Q: How has your view of managing the Department of Defense's network infrastructure changed since Sept. 11?For us, the war is still on. We feel very, very strongly, and consequently we are enormously focused on the battlefield and our support for the battlefield. So post-9/11, the fact of the matter is our operators, our network managers, our provisioning processes - all are focused with much greater intensity on supporting what is in Southwest Asia. Being extra sensitive to any anomalies that are detected so as to respond quickly. That's probably the main change.

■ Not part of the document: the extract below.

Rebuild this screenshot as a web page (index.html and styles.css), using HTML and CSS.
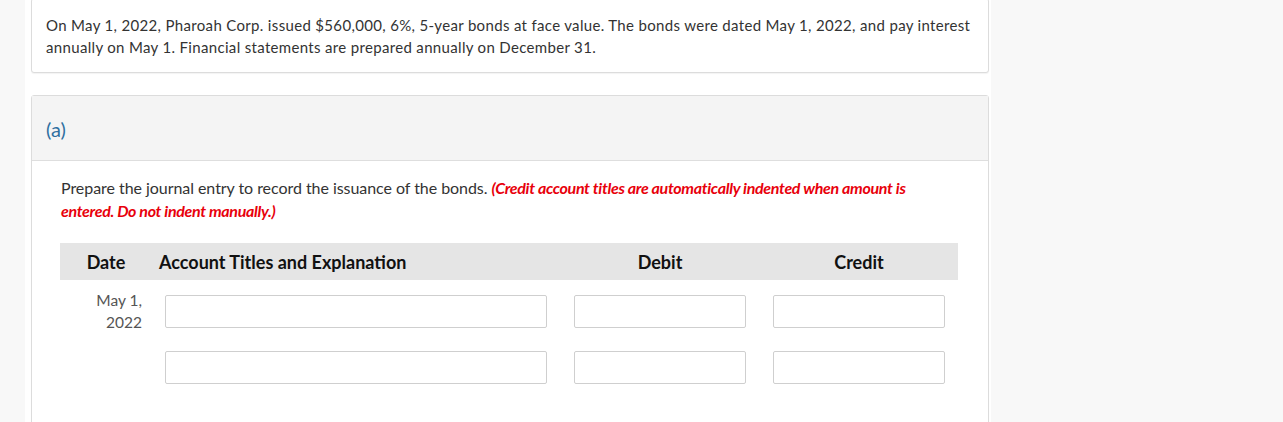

Q: What lessons have you learned about DISN in the ongoing Afghanistan operation? And how might DISN change in response?Because of our bandwidth increase going into Southwest Asia, we're heavily dependent on commercial satellite solutions. So our ability to get transponders quickly has served us well. An after-action report is going to be: As soon as you smell anything happening, go after transponders. We've been able to get the capacity we've needed, but of course this is an extremely expensive proposition for us.
We also validated that video teleconferencing is a command and control system. It is not administrative in any sense of the word. The services and agencies have come to grips with the fact that sitting there, seeing somebody, seeing their body language is almost as important as hearing their words.